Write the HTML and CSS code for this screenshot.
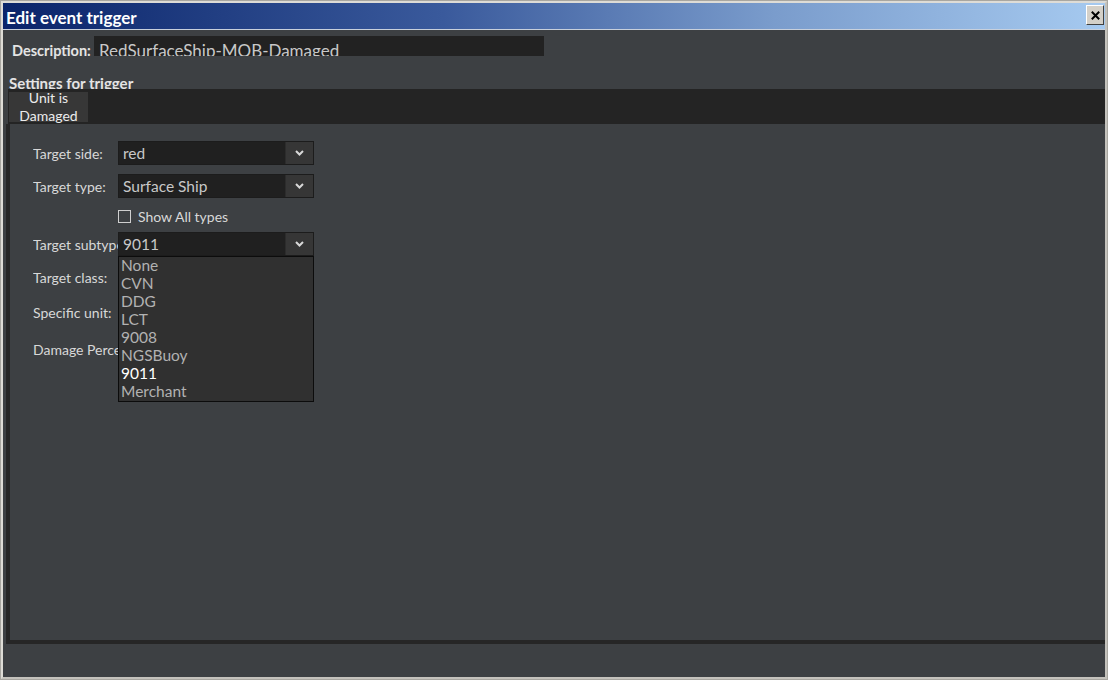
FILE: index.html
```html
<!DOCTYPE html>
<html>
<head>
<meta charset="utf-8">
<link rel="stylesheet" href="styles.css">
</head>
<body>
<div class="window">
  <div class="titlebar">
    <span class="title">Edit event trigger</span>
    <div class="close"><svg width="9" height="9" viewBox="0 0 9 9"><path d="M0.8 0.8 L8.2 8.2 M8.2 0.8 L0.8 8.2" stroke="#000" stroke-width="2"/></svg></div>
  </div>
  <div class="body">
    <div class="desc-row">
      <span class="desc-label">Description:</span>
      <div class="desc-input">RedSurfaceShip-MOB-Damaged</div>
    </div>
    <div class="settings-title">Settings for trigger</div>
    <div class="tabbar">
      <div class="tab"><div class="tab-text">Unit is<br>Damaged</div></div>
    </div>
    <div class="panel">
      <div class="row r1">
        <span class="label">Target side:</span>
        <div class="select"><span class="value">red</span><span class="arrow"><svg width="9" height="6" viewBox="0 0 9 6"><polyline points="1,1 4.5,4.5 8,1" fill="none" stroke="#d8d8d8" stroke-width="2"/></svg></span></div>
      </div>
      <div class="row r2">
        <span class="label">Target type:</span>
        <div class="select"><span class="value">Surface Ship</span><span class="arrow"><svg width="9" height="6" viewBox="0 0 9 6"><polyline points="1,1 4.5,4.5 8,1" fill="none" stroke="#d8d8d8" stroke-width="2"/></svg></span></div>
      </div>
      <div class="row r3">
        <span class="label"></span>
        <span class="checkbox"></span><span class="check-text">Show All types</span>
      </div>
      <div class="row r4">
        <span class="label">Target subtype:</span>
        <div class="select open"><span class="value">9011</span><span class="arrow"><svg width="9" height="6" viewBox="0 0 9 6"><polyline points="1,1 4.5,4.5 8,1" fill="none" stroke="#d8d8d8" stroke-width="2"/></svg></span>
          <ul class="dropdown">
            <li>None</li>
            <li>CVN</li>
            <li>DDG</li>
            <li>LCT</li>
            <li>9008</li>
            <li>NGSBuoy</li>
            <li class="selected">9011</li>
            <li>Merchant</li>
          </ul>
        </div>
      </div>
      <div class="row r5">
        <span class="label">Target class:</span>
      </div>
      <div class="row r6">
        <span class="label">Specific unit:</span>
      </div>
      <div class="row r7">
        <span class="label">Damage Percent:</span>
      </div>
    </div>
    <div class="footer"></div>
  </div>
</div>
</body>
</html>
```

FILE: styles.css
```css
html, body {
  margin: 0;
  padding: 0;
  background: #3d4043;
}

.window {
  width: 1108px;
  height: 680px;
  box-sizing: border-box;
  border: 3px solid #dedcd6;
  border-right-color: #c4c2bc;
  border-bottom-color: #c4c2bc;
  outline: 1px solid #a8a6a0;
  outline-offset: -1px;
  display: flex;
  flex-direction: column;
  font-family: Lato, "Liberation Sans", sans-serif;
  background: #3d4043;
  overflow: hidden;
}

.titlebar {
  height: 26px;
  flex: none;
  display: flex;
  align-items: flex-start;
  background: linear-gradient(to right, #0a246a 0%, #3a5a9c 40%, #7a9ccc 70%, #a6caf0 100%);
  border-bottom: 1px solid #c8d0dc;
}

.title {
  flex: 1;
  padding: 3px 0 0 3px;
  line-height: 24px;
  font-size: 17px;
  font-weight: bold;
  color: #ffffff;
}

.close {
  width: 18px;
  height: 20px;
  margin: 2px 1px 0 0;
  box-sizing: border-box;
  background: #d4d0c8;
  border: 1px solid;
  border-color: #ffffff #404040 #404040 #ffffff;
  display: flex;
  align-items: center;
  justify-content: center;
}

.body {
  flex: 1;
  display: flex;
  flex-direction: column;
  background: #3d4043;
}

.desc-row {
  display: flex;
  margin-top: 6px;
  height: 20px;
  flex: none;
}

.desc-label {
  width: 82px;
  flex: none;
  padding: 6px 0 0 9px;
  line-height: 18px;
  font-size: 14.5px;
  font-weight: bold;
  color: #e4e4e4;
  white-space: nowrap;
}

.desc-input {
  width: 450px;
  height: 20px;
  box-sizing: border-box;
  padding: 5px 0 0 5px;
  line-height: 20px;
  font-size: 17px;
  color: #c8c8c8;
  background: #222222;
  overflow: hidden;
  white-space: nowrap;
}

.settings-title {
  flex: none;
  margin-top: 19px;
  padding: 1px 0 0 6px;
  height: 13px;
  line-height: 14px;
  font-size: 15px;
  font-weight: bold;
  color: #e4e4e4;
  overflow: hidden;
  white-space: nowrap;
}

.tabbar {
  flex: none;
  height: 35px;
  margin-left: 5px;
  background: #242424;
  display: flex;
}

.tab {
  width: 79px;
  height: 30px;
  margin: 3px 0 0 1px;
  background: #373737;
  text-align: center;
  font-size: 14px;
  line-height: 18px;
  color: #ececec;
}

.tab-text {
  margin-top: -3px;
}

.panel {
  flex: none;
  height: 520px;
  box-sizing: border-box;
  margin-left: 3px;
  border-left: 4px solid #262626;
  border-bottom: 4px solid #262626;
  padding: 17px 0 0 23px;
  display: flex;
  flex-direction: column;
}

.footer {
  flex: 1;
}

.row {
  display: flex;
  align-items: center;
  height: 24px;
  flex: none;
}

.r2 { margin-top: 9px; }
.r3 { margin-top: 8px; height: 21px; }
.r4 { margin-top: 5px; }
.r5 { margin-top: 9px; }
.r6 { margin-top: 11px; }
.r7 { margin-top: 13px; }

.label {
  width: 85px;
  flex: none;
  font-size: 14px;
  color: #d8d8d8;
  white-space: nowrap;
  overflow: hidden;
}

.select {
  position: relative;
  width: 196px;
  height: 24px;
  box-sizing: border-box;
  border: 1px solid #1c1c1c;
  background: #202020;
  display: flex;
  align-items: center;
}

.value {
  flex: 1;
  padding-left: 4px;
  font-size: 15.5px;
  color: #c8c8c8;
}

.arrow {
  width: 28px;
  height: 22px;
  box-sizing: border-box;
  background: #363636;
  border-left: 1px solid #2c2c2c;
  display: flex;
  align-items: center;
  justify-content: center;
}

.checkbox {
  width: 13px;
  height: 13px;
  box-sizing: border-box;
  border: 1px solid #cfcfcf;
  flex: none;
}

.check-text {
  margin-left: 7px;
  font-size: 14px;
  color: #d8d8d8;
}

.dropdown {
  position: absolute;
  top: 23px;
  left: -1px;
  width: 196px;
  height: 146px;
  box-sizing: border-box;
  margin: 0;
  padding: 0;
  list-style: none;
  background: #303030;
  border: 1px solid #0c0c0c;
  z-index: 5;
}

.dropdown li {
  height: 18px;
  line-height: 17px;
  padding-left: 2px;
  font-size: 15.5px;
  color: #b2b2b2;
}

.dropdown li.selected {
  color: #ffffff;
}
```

·····

▸ Instruction
Pictures excluded, quote all the data above exactly.

▸ Expected answer
Write the HTML and CSS code for this screenshot.
FILE: index.html
```html
<!DOCTYPE html>
<html>
<head>
<meta charset="utf-8">
<link rel="stylesheet" href="styles.css">
</head>
<body>
<div class="window">
  <div class="titlebar">
    <span class="title">Edit event trigger</span>
    <div class="close"><svg width="9" height="9" viewBox="0 0 9 9"><path d="M0.8 0.8 L8.2 8.2 M8.2 0.8 L0.8 8.2" stroke="#000" stroke-width="2"/></svg></div>
  </div>
  <div class="body">
    <div class="desc-row">
      <span class="desc-label">Description:</span>
      <div class="desc-input">RedSurfaceShip-MOB-Damaged</div>
    </div>
    <div class="settings-title">Settings for trigger</div>
    <div class="tabbar">
      <div class="tab"><div class="tab-text">Unit is<br>Damaged</div></div>
    </div>
    <div class="panel">
      <div class="row r1">
        <span class="label">Target side:</span>
        <div class="select"><span class="value">red</span><span class="arrow"><svg width="9" height="6" viewBox="0 0 9 6"><polyline points="1,1 4.5,4.5 8,1" fill="none" stroke="#d8d8d8" stroke-width="2"/></svg></span></div>
      </div>
      <div class="row r2">
        <span class="label">Target type:</span>
        <div class="select"><span class="value">Surface Ship</span><span class="arrow"><svg width="9" height="6" viewBox="0 0 9 6"><polyline points="1,1 4.5,4.5 8,1" fill="none" stroke="#d8d8d8" stroke-width="2"/></svg></span></div>
      </div>
      <div class="row r3">
        <span class="label"></span>
        <span class="checkbox"></span><span class="check-text">Show All types</span>
      </div>
      <div class="row r4">
        <span class="label">Target subtype:</span>
        <div class="select open"><span class="value">9011</span><span class="arrow"><svg width="9" height="6" viewBox="0 0 9 6"><polyline points="1,1 4.5,4.5 8,1" fill="none" stroke="#d8d8d8" stroke-width="2"/></svg></span>
          <ul class="dropdown">
            <li>None</li>
            <li>CVN</li>
            <li>DDG</li>
            <li>LCT</li>
            <li>9008</li>
            <li>NGSBuoy</li>
            <li class="selected">9011</li>
            <li>Merchant</li>
          </ul>
        </div>
      </div>
      <div class="row r5">
        <span class="label">Target class:</span>
      </div>
      <div class="row r6">
        <span class="label">Specific unit:</span>
      </div>
      <div class="row r7">
        <span class="label">Damage Percent:</span>
      </div>
    </div>
    <div class="footer"></div>
  </div>
</div>
</body>
</html>
```

FILE: styles.css
```css
html, body {
  margin: 0;
  padding: 0;
  background: #3d4043;
}

.window {
  width: 1108px;
  height: 680px;
  box-sizing: border-box;
  border: 3px solid #dedcd6;
  border-right-color: #c4c2bc;
  border-bottom-color: #c4c2bc;
  outline: 1px solid #a8a6a0;
  outline-offset: -1px;
  display: flex;
  flex-direction: column;
  font-family: Lato, "Liberation Sans", sans-serif;
  background: #3d4043;
  overflow: hidden;
}

.titlebar {
  height: 26px;
  flex: none;
  display: flex;
  align-items: flex-start;
  background: linear-gradient(to right, #0a246a 0%, #3a5a9c 40%, #7a9ccc 70%, #a6caf0 100%);
  border-bottom: 1px solid #c8d0dc;
}

.title {
  flex: 1;
  padding: 3px 0 0 3px;
  line-height: 24px;
  font-size: 17px;
  font-weight: bold;
  color: #ffffff;
}

.close {
  width: 18px;
  height: 20px;
  margin: 2px 1px 0 0;
  box-sizing: border-box;
  background: #d4d0c8;
  border: 1px solid;
  border-color: #ffffff #404040 #404040 #ffffff;
  display: flex;
  align-items: center;
  justify-content: center;
}

.body {
  flex: 1;
  display: flex;
  flex-direction: column;
  background: #3d4043;
}

.desc-row {
  display: flex;
  margin-top: 6px;
  height: 20px;
  flex: none;
}

.desc-label {
  width: 82px;
  flex: none;
  padding: 6px 0 0 9px;
  line-height: 18px;
  font-size: 14.5px;
  font-weight: bold;
  color: #e4e4e4;
  white-space: nowrap;
}

.desc-input {
  width: 450px;
  height: 20px;
  box-sizing: border-box;
  padding: 5px 0 0 5px;
  line-height: 20px;
  font-size: 17px;
  color: #c8c8c8;
  background: #222222;
  overflow: hidden;
  white-space: nowrap;
}

.settings-title {
  flex: none;
  margin-top: 19px;
  padding: 1px 0 0 6px;
  height: 13px;
  line-height: 14px;
  font-size: 15px;
  font-weight: bold;
  color: #e4e4e4;
  overflow: hidden;
  white-space: nowrap;
}

.tabbar {
  flex: none;
  height: 35px;
  margin-left: 5px;
  background: #242424;
  display: flex;
}

.tab {
  width: 79px;
  height: 30px;
  margin: 3px 0 0 1px;
  background: #373737;
  text-align: center;
  font-size: 14px;
  line-height: 18px;
  color: #ececec;
}

.tab-text {
  margin-top: -3px;
}

.panel {
  flex: none;
  height: 520px;
  box-sizing: border-box;
  margin-left: 3px;
  border-left: 4px solid #262626;
  border-bottom: 4px solid #262626;
  padding: 17px 0 0 23px;
  display: flex;
  flex-direction: column;
}

.footer {
  flex: 1;
}

.row {
  display: flex;
  align-items: center;
  height: 24px;
  flex: none;
}

.r2 { margin-top: 9px; }
.r3 { margin-top: 8px; height: 21px; }
.r4 { margin-top: 5px; }
.r5 { margin-top: 9px; }
.r6 { margin-top: 11px; }
.r7 { margin-top: 13px; }

.label {
  width: 85px;
  flex: none;
  font-size: 14px;
  color: #d8d8d8;
  white-space: nowrap;
  overflow: hidden;
}

.select {
  position: relative;
  width: 196px;
  height: 24px;
  box-sizing: border-box;
  border: 1px solid #1c1c1c;
  background: #202020;
  display: flex;
  align-items: center;
}

.value {
  flex: 1;
  padding-left: 4px;
  font-size: 15.5px;
  color: #c8c8c8;
}

.arrow {
  width: 28px;
  height: 22px;
  box-sizing: border-box;
  background: #363636;
  border-left: 1px solid #2c2c2c;
  display: flex;
  align-items: center;
  justify-content: center;
}

.checkbox {
  width: 13px;
  height: 13px;
  box-sizing: border-box;
  border: 1px solid #cfcfcf;
  flex: none;
}

.check-text {
  margin-left: 7px;
  font-size: 14px;
  color: #d8d8d8;
}

.dropdown {
  position: absolute;
  top: 23px;
  left: -1px;
  width: 196px;
  height: 146px;
  box-sizing: border-box;
  margin: 0;
  padding: 0;
  list-style: none;
  background: #303030;
  border: 1px solid #0c0c0c;
  z-index: 5;
}

.dropdown li {
  height: 18px;
  line-height: 17px;
  padding-left: 2px;
  font-size: 15.5px;
  color: #b2b2b2;
}

.dropdown li.selected {
  color: #ffffff;
}
```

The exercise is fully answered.